TASK DESCRIPTION:
Give back every line exactly as it appears, pictures excluded.

RECORDED INFORMATION:
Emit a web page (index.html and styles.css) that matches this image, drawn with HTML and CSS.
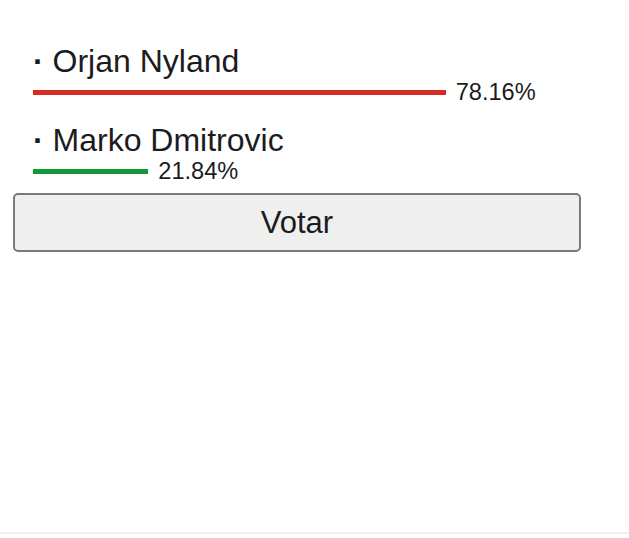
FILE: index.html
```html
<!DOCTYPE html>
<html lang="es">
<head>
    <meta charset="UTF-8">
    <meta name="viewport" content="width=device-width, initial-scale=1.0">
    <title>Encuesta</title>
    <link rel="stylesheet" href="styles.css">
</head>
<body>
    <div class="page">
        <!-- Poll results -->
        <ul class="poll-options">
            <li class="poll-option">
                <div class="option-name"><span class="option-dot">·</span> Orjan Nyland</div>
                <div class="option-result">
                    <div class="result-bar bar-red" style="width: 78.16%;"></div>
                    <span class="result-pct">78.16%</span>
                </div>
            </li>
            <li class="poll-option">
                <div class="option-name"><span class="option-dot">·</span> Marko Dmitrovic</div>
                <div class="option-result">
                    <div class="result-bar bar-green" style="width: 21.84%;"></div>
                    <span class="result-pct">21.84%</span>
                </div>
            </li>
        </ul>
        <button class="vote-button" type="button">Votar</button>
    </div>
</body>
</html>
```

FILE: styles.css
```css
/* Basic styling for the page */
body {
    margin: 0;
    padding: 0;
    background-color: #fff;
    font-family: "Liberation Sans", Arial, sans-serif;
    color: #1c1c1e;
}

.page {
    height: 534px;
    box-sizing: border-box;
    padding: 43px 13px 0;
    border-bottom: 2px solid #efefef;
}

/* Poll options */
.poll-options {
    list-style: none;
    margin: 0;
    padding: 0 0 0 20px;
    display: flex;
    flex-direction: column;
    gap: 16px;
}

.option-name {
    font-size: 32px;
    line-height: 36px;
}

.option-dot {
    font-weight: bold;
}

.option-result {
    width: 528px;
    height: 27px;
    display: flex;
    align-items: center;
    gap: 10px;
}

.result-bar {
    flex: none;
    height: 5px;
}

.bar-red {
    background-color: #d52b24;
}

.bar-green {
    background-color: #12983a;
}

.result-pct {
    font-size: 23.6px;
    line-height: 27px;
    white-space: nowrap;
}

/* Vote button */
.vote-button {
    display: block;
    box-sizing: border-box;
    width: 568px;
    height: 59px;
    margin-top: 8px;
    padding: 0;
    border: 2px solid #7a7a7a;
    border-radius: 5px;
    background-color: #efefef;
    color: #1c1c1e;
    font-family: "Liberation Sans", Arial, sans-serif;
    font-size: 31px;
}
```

EXERCISE RESPONSE:
Emit a web page (index.html and styles.css) that matches this image, drawn with HTML and CSS.
FILE: index.html
```html
<!DOCTYPE html>
<html lang="es">
<head>
    <meta charset="UTF-8">
    <meta name="viewport" content="width=device-width, initial-scale=1.0">
    <title>Encuesta</title>
    <link rel="stylesheet" href="styles.css">
</head>
<body>
    <div class="page">
        <!-- Poll results -->
        <ul class="poll-options">
            <li class="poll-option">
                <div class="option-name"><span class="option-dot">·</span> Orjan Nyland</div>
                <div class="option-result">
                    <div class="result-bar bar-red" style="width: 78.16%;"></div>
                    <span class="result-pct">78.16%</span>
                </div>
            </li>
            <li class="poll-option">
                <div class="option-name"><span class="option-dot">·</span> Marko Dmitrovic</div>
                <div class="option-result">
                    <div class="result-bar bar-green" style="width: 21.84%;"></div>
                    <span class="result-pct">21.84%</span>
                </div>
            </li>
        </ul>
        <button class="vote-button" type="button">Votar</button>
    </div>
</body>
</html>
```

FILE: styles.css
```css
/* Basic styling for the page */
body {
    margin: 0;
    padding: 0;
    background-color: #fff;
    font-family: "Liberation Sans", Arial, sans-serif;
    color: #1c1c1e;
}

.page {
    height: 534px;
    box-sizing: border-box;
    padding: 43px 13px 0;
    border-bottom: 2px solid #efefef;
}

/* Poll options */
.poll-options {
    list-style: none;
    margin: 0;
    padding: 0 0 0 20px;
    display: flex;
    flex-direction: column;
    gap: 16px;
}

.option-name {
    font-size: 32px;
    line-height: 36px;
}

.option-dot {
    font-weight: bold;
}

.option-result {
    width: 528px;
    height: 27px;
    display: flex;
    align-items: center;
    gap: 10px;
}

.result-bar {
    flex: none;
    height: 5px;
}

.bar-red {
    background-color: #d52b24;
}

.bar-green {
    background-color: #12983a;
}

.result-pct {
    font-size: 23.6px;
    line-height: 27px;
    white-space: nowrap;
}

/* Vote button */
.vote-button {
    display: block;
    box-sizing: border-box;
    width: 568px;
    height: 59px;
    margin-top: 8px;
    padding: 0;
    border: 2px solid #7a7a7a;
    border-radius: 5px;
    background-color: #efefef;
    color: #1c1c1e;
    font-family: "Liberation Sans", Arial, sans-serif;
    font-size: 31px;
}
```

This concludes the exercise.